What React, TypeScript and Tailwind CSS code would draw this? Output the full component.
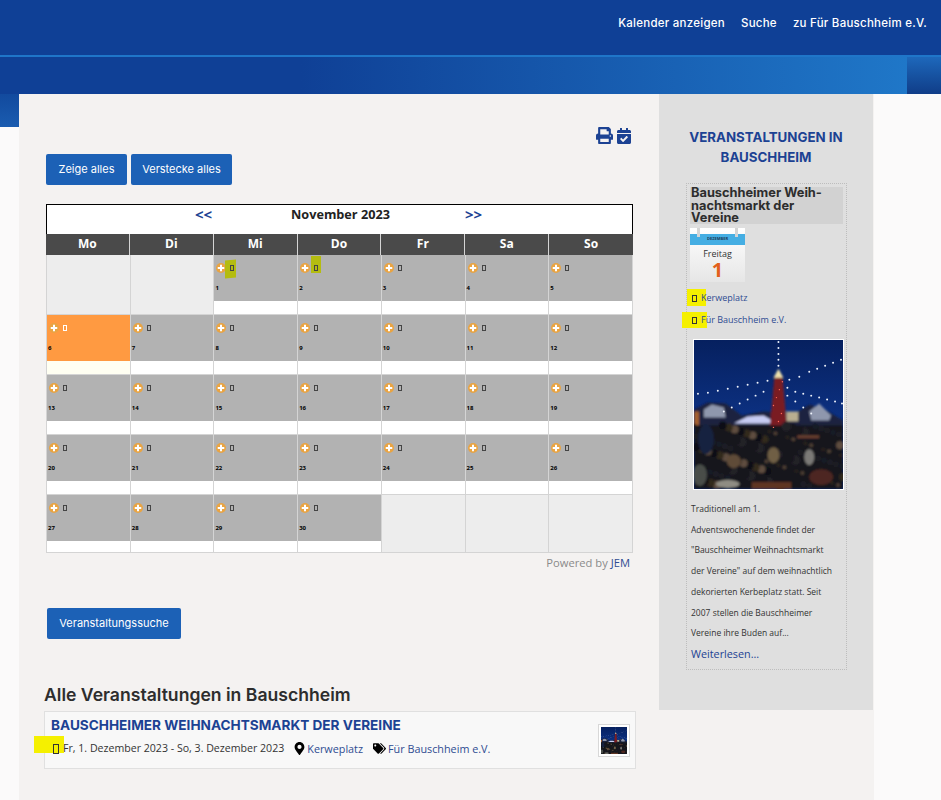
import { FaPrint, FaCalendarCheck, FaMapMarkerAlt, FaTags } from 'react-icons/fa';

const days = ['Mo', 'Di', 'Mi', 'Do', 'Fr', 'Sa', 'So'];
const head = '[font-family:Inter,sans-serif]';
const body = '[font-family:"Open_Sans",sans-serif]';

function Tofu({ className = 'border-black' }: { className?: string }) {
  return <span className={`inline-block border ${className}`} />;
}

function PlusIcon() {
  return (
    <svg viewBox="0 0 20 20" className="h-[10px] w-[10px] shrink-0">
      <circle cx="10" cy="10" r="10" fill="#e9a443" />
      <path d="M10 3.5v13M3.5 10h13" stroke="#fff" strokeWidth="4" />
    </svg>
  );
}

function DayCell({ day, today }: { day?: number; today?: boolean }) {
  if (!day) return <div className="border-r border-b border-[#d4d4d4] bg-[#ededed]" />;
  return (
    <div className={`flex flex-col border-r border-b border-[#d4d4d4] ${today ? 'bg-[#fffff2]' : 'bg-white'}`}>
      <div className={`h-[46px] pl-[1px] ${today ? 'bg-[#ff9a41]' : 'bg-[#b2b2b2]'}`}>
        <div className="flex h-[24px] items-center gap-[4px] pl-[1px] pt-[1px]">
          <PlusIcon />
          <span className="relative flex">
            {day === 1 && <span className="absolute -left-[5px] -top-[5px] h-[18px] w-[11px] -skew-y-6 bg-[#b4bc10]" />}
            {day === 2 && <span className="absolute -left-[3px] -top-[9px] h-[17px] w-[10px] bg-[#b4bc10]" />}
            <Tofu className={`relative h-[6px] w-[4px] ${today ? 'border-white' : 'border-[#444]'}`} />
          </span>
        </div>
        <div className="pt-[5px] text-[6px] leading-[8px] font-bold text-black">{day}</div>
      </div>
    </div>
  );
}

function Calendar() {
  const cells: (number | undefined)[] = [undefined, undefined];
  for (let d = 1; d <= 30; d++) cells.push(d);
  while (cells.length < 35) cells.push(undefined);
  return (
    <div className={`w-[587px] ${body}`}>
      <div className="relative h-[30px] border-x border-t border-black bg-white">
        <a className="absolute left-[148px] top-0 text-[15px] leading-[18px] font-bold text-[#1c4293]">&lt;&lt;</a>
        <div className="absolute left-[244px] top-0 text-[12.7px] leading-[18px] font-bold text-[#222]">November 2023</div>
        <a className="absolute left-[418px] top-0 text-[15px] leading-[18px] font-bold text-[#1c4293]">&gt;&gt;</a>
      </div>
      <div className="grid grid-cols-7">
        {days.map((d) => (
          <div key={d} className="h-[21px] border-r border-[#d4d4d4] bg-[#4a4a4a] text-center text-[12px] leading-[20px] font-bold text-white last:border-r-0">
            {d}
          </div>
        ))}
      </div>
      <div className="grid grid-cols-7 grid-rows-[60px_60px_60px_60px_58px] border-l border-[#d4d4d4]">
        {cells.map((d, i) => (
          <DayCell key={i} day={d} today={d === 6} />
        ))}
      </div>
    </div>
  );
}

const crowdColors = ['#14151b', '#1b1c24', '#101116', '#232028', '#2a241f', '#171a26', '#33291f', '#14151b', '#4f4034', '#1d1e26', '#5e4d3f', '#15161c'];

// small heads and coats for the market photo, spread with fixed steps
const crowd = Array.from({ length: 110 }, (_, i) => ({
  cx: (i * 37) % 151,
  cy: 86 + ((i * 23) % 62),
  r: 2 + (i % 4),
  fill: crowdColors[i % crowdColors.length],
}));

const lights: [number, number][] = [
  [85, 2], [85, 8], [85, 14], [85, 20], [85, 26],
  [4, 54], [14, 53], [24, 51], [34, 49], [44, 47], [54, 45], [64, 43], [74, 41],
  [96, 40], [106, 37], [116, 32], [124, 29], [132, 26], [140, 23], [148, 20],
  [30, 72], [38, 68], [46, 64], [54, 60], [62, 56], [70, 52],
  [94, 48], [102, 52], [110, 54], [118, 56], [126, 58], [134, 60], [142, 62], [149, 64],
  [94, 56], [102, 62], [110, 68], [118, 74],
];

function MarketPhoto({ className }: { className: string }) {
  return (
    <svg viewBox="0 0 150 150" preserveAspectRatio="none" className={className}>
      <defs>
        <linearGradient id="sky" x1="0" y1="0" x2="0" y2="1">
          <stop offset="0" stopColor="#06205f" />
          <stop offset="0.5" stopColor="#0c3080" />
        </linearGradient>
        <filter id="soft" x="-5%" y="-5%" width="110%" height="110%">
          <feGaussianBlur stdDeviation="1.1" />
        </filter>
      </defs>
      <rect width="150" height="150" fill="url(#sky)" />
      <g filter="url(#soft)">
        <path d="M0 70l14-7 18 1 16 12 22-4 32 2 14-9 14 4 20 12v14H0z" fill="#1c2440" />
        <path d="M10 70l8-5 12 3 2 10H10zM116 72l10-8 12 12-2 5h-18z" fill="#8f97ad" />
        <path d="M40 84l14-7 16-1 14 8z" fill="#c6cbf2" />
        <path d="M93 72h12v10H93z" fill="#b8ae90" />
        <path d="M0 72h5v14H0z" fill="#a5602f" />
        <path d="M76 92l5-56h8l5 56z" fill="#7a1d24" />
        <path d="M80 38l5-9 5 9z" fill="#efe3ad" />
        <rect y="86" width="150" height="64" fill="#15161c" />
        {crowd.map((c, i) => (
          <circle key={i} cx={c.cx} cy={c.cy} r={c.r} fill={c.fill} />
        ))}
        <rect x="58" y="143" width="40" height="7" fill="#5e3424" />
        <rect x="104" y="96" width="22" height="3" fill="#6a4030" />
        <ellipse cx="40" cy="122" rx="7" ry="7" fill="#5f4b39" />
        <ellipse cx="80" cy="116" rx="6" ry="8" fill="#6f5e45" />
        <ellipse cx="116" cy="118" rx="5" ry="8" fill="#7c7a77" />
        <ellipse cx="128" cy="138" rx="12" ry="8" fill="#4e2820" />
        <ellipse cx="6" cy="136" rx="7" ry="11" fill="#494e49" />
        <ellipse cx="34" cy="145" rx="12" ry="4" fill="#8f8d83" />
        <ellipse cx="12" cy="100" rx="8" ry="15" fill="#14223f" />
      </g>
      {lights.map(([cx, cy], i) => (
        <circle key={i} cx={cx} cy={cy} r="1" fill="#eef2fb" />
      ))}
      {[42, 50, 58, 66, 74, 82, 88].map((y) => (
        <circle key={y} cx={80 + (y % 11)} cy={y} r="0.7" fill="#ff6a5a" />
      ))}
    </svg>
  );
}

function DateBadge() {
  return (
    <div className={`relative h-[54px] w-[55px] bg-gradient-to-b from-white to-[#e6e6e6] pt-[6px] text-center ${body}`}>
      <div className="h-[11px] bg-[#45aee3] pt-[2px] text-[4px] leading-[6px] font-bold text-[#1b3a57]">DEZEMBER</div>
      <span className="absolute left-[7px] top-0 h-[9px] w-[3px] bg-[#d5d5d5]" />
      <span className="absolute right-[7px] top-0 h-[9px] w-[3px] bg-[#d5d5d5]" />
      <div className="pt-[3px] text-[9px] leading-[12px] text-[#333]">Freitag</div>
      <div className="text-[20px] leading-[20px] font-bold text-[#e2601b]">1</div>
    </div>
  );
}

function Sidebar() {
  return (
    <aside className={`h-[616px] w-[214px] shrink-0 bg-[#dfdfdf] px-[27px] ${body}`}>
      <h3 className={`-mx-[4px] pt-[33px] text-center text-[13.3px] leading-[20px] font-bold text-[#1c4293] ${head}`}>
        VERANSTALTUNGEN IN BAUSCHHEIM
      </h3>
      <div className="mt-[16px] h-[487px] w-[161px] border border-dotted border-[#bdbdbd] px-[3px] pt-[3px]">
        <div className={`h-[37px] bg-[#d2d2d2] pl-[1px] text-[12.8px] leading-[12.5px] font-bold text-[#2d2d2d] ${head}`}>
          Bauschheimer Weih-<br />nachtsmarkt der<br />Vereine
        </div>
        <div className="pt-[4px]"><DateBadge /></div>
        <div className="mt-[9px] flex h-[14px] items-center pl-[2px] text-[9px] text-[#2f4c92]">
          <span className="relative mr-[4px] inline-flex">
            <span className="absolute -left-[5px] -top-[6px] h-[17px] w-[19px] bg-[#f5f000]" />
            <Tofu className="relative h-[7px] w-[5px] border-[#333]" />
          </span>
          <span className="relative">Kerweplatz</span>
        </div>
        <div className="mt-[8px] flex h-[14px] items-center pl-[2px] text-[9px] text-[#2f4c92]">
          <span className="relative mr-[4px] inline-flex">
            <span className="absolute -left-[10px] -top-[5px] h-[16px] w-[25px] bg-[#f5f000]" />
            <Tofu className="relative h-[7px] w-[5px] border-[#333]" />
          </span>
          <span className="relative">Für Bauschheim e.V.</span>
        </div>
        <div className="ml-[3px] mt-[12px] w-[151px] bg-white p-[1px]">
          <MarketPhoto className="block h-[149px] w-[149px]" />
        </div>
        <p className="mt-[9px] pl-[1px] text-[8.5px] leading-[20.7px] text-[#333]">
          Traditionell am 1.<br />
          Adventswochenende findet der<br />
          "Bauschheimer Weihnachtsmarkt<br />
          der Vereine" auf dem weihnachtlich<br />
          dekorierten Kerbeplatz statt. Seit<br />
          2007 stellen die Bauschheimer<br />
          Vereine ihre Buden auf...
        </p>
        <a className="mt-[2px] block pl-[1px] text-[10.8px] leading-[16px] text-[#1c4293]">Weiterlesen...</a>
      </div>
    </aside>
  );
}

export default function App() {
  return (
    <div className={`relative min-h-[800px] overflow-hidden bg-[#fbfafa] ${body}`}>
      <header className={`flex h-[55px] items-start justify-end gap-[16px] bg-[#0f4096] pr-[14px] pt-[16px] text-[11.5px] leading-[14px] font-medium tracking-[0.25px] text-white ${head}`}>
        <span>Kalender anzeigen</span>
        <span>Suche</span>
        <span>zu Für Bauschheim e.V.</span>
      </header>
      <div className="relative h-[39px] border-t-2 border-[#1f76c9] bg-[linear-gradient(90deg,#0f4096_0%,#0f4096_32%,#1f77c8_96.4%)]">
        <div className="absolute right-0 top-0 h-full w-[34px] bg-gradient-to-b from-[#1e68bb] to-[#103d88]" />
      </div>
      <div className="absolute left-0 top-[94px] h-[33px] w-[19px] bg-gradient-to-b from-[#124a9e] to-[#1a5cb0]" />
      <div className="absolute left-[873px] top-[94px] h-[33px] w-px bg-[#7fa6dc]" />

      <main className="relative ml-[19px] flex w-[855px] items-start bg-[#f4f2f1]">
        <div className="h-[706px] w-[640px] pl-[27px]">
          <div className="flex items-center justify-end gap-[3px] pr-[27px] pt-[33px] text-[17px] text-[#1c4293]">
            <FaPrint />
            <FaCalendarCheck className="text-[16px]" />
          </div>
          <div className="mt-[10px] flex gap-[4px]">
            <button className={`h-[31px] w-[81px] rounded-[2px] bg-[#1c61b6] text-[11px] text-white ${head}`}>Zeige alles</button>
            <button className={`h-[31px] w-[101px] rounded-[2px] bg-[#1c61b6] text-[11px] text-white ${head}`}>Verstecke alles</button>
          </div>
          <div className="mt-[19px]"><Calendar /></div>
          <div className="w-[587px] pr-[3px] pt-[2px] text-right text-[11.2px] leading-[15px] text-[#8a8a8a]">
            Powered by <a className="text-[#2f4c92]">JEM</a>
          </div>
          <button className={`ml-[1px] mt-[38px] h-[31px] w-[134px] rounded-[2px] bg-[#1c61b6] text-[11px] text-white ${head}`}>Veranstaltungssuche</button>
          <h2 className={`-ml-[2px] mt-[46px] text-[17.6px] leading-[20px] font-semibold text-[#2d2d2d] ${head}`}>Alle Veranstaltungen in Bauschheim</h2>
          <div className="-ml-[2px] mt-[6px] flex h-[58px] w-[592px] items-start justify-between border border-[#e0e0e0] bg-[#f8f8f8] pl-[6px] pr-[5px]">
            <div>
              <div className={`pt-[6px] text-[13.6px] leading-[15px] font-bold text-[#1c4293] ${head}`}>BAUSCHHEIMER WEIHNACHTSMARKT DER VEREINE</div>
              <div className="flex items-center pt-[8px] text-[10.8px] leading-[15px] text-[#333]">
                <span className="relative ml-[2px] mr-[4px] inline-flex">
                  <span className="absolute -left-[19px] -top-[8px] h-[17px] w-[30px] bg-[#f5f000]" />
                  <Tofu className="relative h-[10px] w-[6px] border-[#333]" />
                </span>
                <span className="relative text-[10.6px]">Fr, 1. Dezember 2023 - So, 3. Dezember 2023</span>
                <FaMapMarkerAlt className="ml-[9px] mr-[1px] text-[13px] text-black" />
                <a className="text-[#2f4c92]">Kerweplatz</a>
                <FaTags className="ml-[10px] mr-[2px] text-[13px] text-black" />
                <a className="text-[#2f4c92]">Für Bauschheim e.V.</a>
              </div>
            </div>
            <div className="mt-[12px] border border-[#d8d8d8] bg-white p-[2px]">
              <MarketPhoto className="block h-[27px] w-[26px]" />
            </div>
          </div>
        </div>
        <Sidebar />
      </main>
    </div>
  );
}
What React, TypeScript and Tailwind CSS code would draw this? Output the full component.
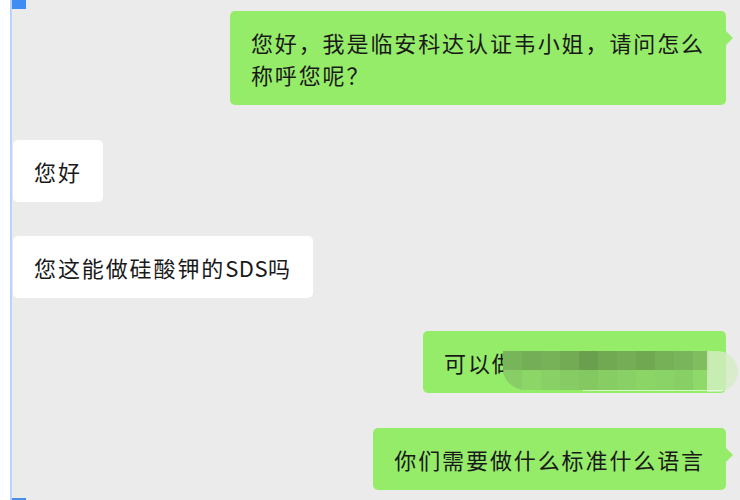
const font = { fontFamily: '"Noto Sans CJK SC", "Noto Sans", sans-serif' };

// mosaic cells over the redacted part of a reply
const topRow = ["#78b45a", "#74ae56", "#77b259", "#72ab54", "#6a9f4d", "#71a953", "#74ad55", "#70a852", "#76b158", "#79b55a", "#7fbd5f"];
const bottomRow = ["#88cd65", "#8cd668", "#89d066", "#86cb63", "#84c862", "#87cd64", "#89d166", "#8bd567", "#8ad366", "#88d065", "#8ed96a"];

function Bubble({ side, children, tail = false, className = "" }: { side: "left" | "right"; children: React.ReactNode; tail?: boolean; className?: string }) {
  const bg = side === "right" ? "bg-[#95ec69]" : "bg-white";
  return (
    <div className={`relative rounded-[5px] px-[21px] py-[15px] text-[22px] leading-[32px] tracking-[1.9px] text-[#191919] ${bg} ${className}`}>
      {children}
      {tail && (
        <span className="absolute right-[-7px] top-[20px] h-0 w-0 border-y-[7px] border-l-[7px] border-y-transparent border-l-[#95ec69]" />
      )}
    </div>
  );
}

export default function App() {
  return (
    <div className="flex h-[500px] w-[740px] overflow-hidden bg-white" style={font}>
      <div className="w-[10px] shrink-0 bg-white" />
      <div className="w-[2px] shrink-0 bg-[#b6d5fb]" />
      <div className="relative flex flex-1 flex-col bg-[#ebebeb] pr-[14px]">
        <div className="absolute left-0 top-0 h-[9px] w-[14px] bg-[#3f8cf5]" />
        <div className="absolute bottom-0 left-0 h-[2px] w-[14px] bg-[#4a8fe6]" />

        <div className="mt-[11px] flex justify-end">
          <Bubble side="right" tail>
            您好，我是临安科达认证韦小姐，请问怎么
            <br />
            称呼您呢？
          </Bubble>
        </div>

        <div className="mt-[35px] flex justify-start pl-[1px]">
          <Bubble side="left">您好</Bubble>
        </div>

        <div className="mt-[34px] flex justify-start pl-[1px]">
          <Bubble side="left">
            您这能做硅酸钾的<span className="tracking-[0.5px]">SDS</span>吗
          </Bubble>
        </div>

        <div className="mt-[33px] flex justify-end">
          <div className="relative h-[62px] w-[303px]">
            <Bubble side="right" className="h-[62px] w-[303px] overflow-hidden">
              可以做
            </Bubble>
            <div className="absolute left-[80px] top-[20px] flex h-[39px] w-[206px] flex-col overflow-hidden rounded-bl-[22px]">
              <div className="flex h-[19px]">
                {topRow.map((c, i) => (
                  <div key={i} className="h-full w-[19px] shrink-0" style={{ backgroundColor: c }} />
                ))}
              </div>
              <div className="flex h-[20px]">
                {bottomRow.map((c, i) => (
                  <div key={i} className="h-full w-[19px] shrink-0" style={{ backgroundColor: c }} />
                ))}
              </div>
            </div>
            <div className="absolute right-[-12px] top-[20px] h-[41px] w-[31px] rounded-r-full bg-[#d4eec6]/80" />
            <div className="absolute bottom-[2px] left-[160px] h-[1px] w-[140px] bg-white/60" />
          </div>
        </div>

        <div className="mt-[35px] flex justify-end">
          <Bubble side="right" tail>你们需要做什么标准什么语言</Bubble>
        </div>
      </div>
    </div>
  );
}
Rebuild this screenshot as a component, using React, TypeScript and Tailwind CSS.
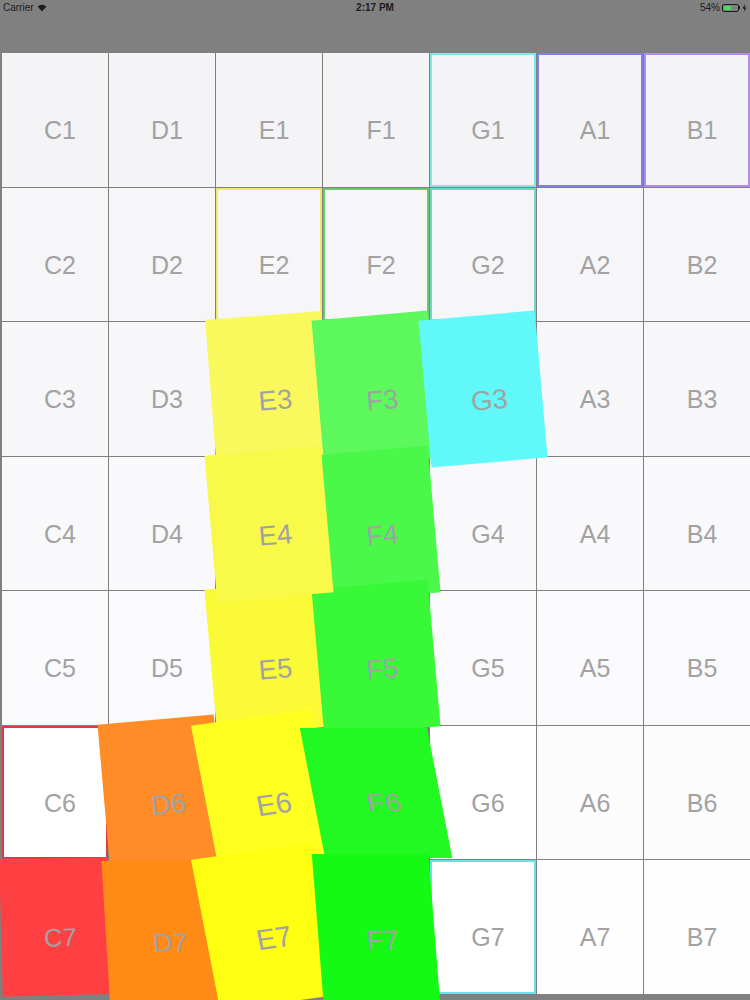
import React from 'react';

const notes = ['C', 'D', 'E', 'F', 'G', 'A', 'B'];

// background of a plain cell, getting whiter towards the bottom
const rowBg = [
  'bg-[#f4f3f6]',
  'bg-[#f6f5f8]',
  'bg-[#f7f7f9]',
  'bg-[#f9f9fb]',
  'bg-[#fafafc]',
  'bg-[#fcfcfd]',
  'bg-[#fefeff]',
];

// outlined cells
const outlined: Record<string, string> = {
  G1: 'border-2 border-[#7ee8e2]',
  A1: 'border-2 border-[#8080e4]',
  B1: 'border-2 border-[#b08cee]',
  E2: 'border-2 border-[#ecec6a]',
  F2: 'border-2 border-[#6cc86c]',
  G2: 'border-2 border-[#6ed8c8]',
  C6: 'border-2 border-[#e03a3a]',
  G7: 'border-2 border-[#66e2ea]',
};

const whiteCells = ['C6', 'G6', 'G7'];

// lit tiles, tipped over a little
const lit: Record<string, string> = {
  E3: 'bg-[#f9f95e] [transform:rotate(-4.5deg)_scale(1.1)]',
  F3: 'bg-[#5cf85c] [transform:rotate(-5deg)_scale(1.1)]',
  G3: 'bg-[#60f8f8] [transform:rotate(-5deg)_scale(1.1)]',
  E4: 'bg-[#f9f94a] [transform:rotate(-5deg)_scale(1.1)] z-[1]',
  F4: 'bg-[#4af84a] [transform:rotate(-5deg)_scale(1.1)]',
  E5: 'bg-[#fafa36] [transform:rotate(-5deg)_scale(1.1)]',
  F5: 'bg-[#38f838] [transform:rotate(-5deg)_scale(1.1)]',
  D6: 'bg-[#ff8c26] [transform:rotate(-5deg)_scale(1.1)]',
  E6: 'bg-[#ffff20] [transform:translateX(-3px)_rotate(-8deg)_skewX(3deg)_scale(1.15)]',
  F6: 'bg-[#22f922] [transform:skewX(11deg)_scale(1.2,0.97)]',
  C7: 'bg-[#ff4042] [transform:rotate(-1.5deg)_scale(1.02)]',
  D7: 'bg-[#ff8a16] [transform:translate(2px,5px)_skewX(3.5deg)_scale(1.1,1.06)]',
  E7: 'bg-[#ffff12] [transform:translateX(-3px)_rotate(-8deg)_skewX(3deg)_scale(1.15)]',
  F7: 'bg-[#14fa14] [transform:translateY(2px)_skewX(4.5deg)_scale(1.1,1.12)]',
};

function Wifi() {
  return (
    <svg width="10" height="8" viewBox="0 0 10 8" className="ml-[3px]">
      <path d="M5 7.5 L0.6 2.6 A6.4 6.4 0 0 1 9.4 2.6 Z" fill="#1c1c1c" />
    </svg>
  );
}

function Battery() {
  return (
    <div className="flex items-center ml-[2px]">
      <div className="w-[17px] h-[8px] border border-[#1c1c1c] rounded-[2px] p-px">
        <div className="h-full w-[54%] bg-[#4cd964] rounded-[1px]" />
      </div>
      <div className="w-[1px] h-[3px] bg-[#1c1c1c]" />
      <svg width="5" height="8" viewBox="0 0 5 8" className="ml-[2px]">
        <path d="M3 0 L0.5 4.4 H2.3 L1.8 8 L4.5 3.4 H2.7 Z" fill="#1c1c1c" />
      </svg>
    </div>
  );
}

export default function App() {
  return (
    <div className="w-[750px] h-[1000px] overflow-hidden bg-[#808080] font-['Liberation_Sans',Arial,sans-serif]">
      <div className="grid grid-cols-3 items-center h-[14px] px-[3px] text-[10px] text-[#1c1c1c]">
        <div className="flex items-center">
          Carrier
          <Wifi />
        </div>
        <div className="text-center font-semibold">2:17 PM</div>
        <div className="flex items-center justify-end">
          54%
          <Battery />
        </div>
      </div>

      <div className="mt-[39px] pl-[2px] grid grid-cols-7 grid-rows-7 gap-px h-[941px]">
        {Array.from({ length: 7 }).map((_, r) =>
          notes.map((n) => {
            const key = `${n}${r + 1}`;
            let look = rowBg[r];
            if (lit[key]) look = lit[key];
            else if (whiteCells.includes(key)) look = `bg-white ${outlined[key] ?? ''}`;
            else if (outlined[key]) look = `${rowBg[r]} ${outlined[key]}`;
            return (
              <div
                key={key}
                className={`${look} box-border flex items-center justify-center pt-[22px] pl-[10px] text-[25px] text-[#a2a2a2]`}
              >
                {key}
              </div>
            );
          })
        )}
      </div>
    </div>
  );
}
■ ■ ■ ■ ■
[Task to carry out]: Figure out how many lines above include the string "full", then report that number and nothing else.

[Result of this exercise]: 7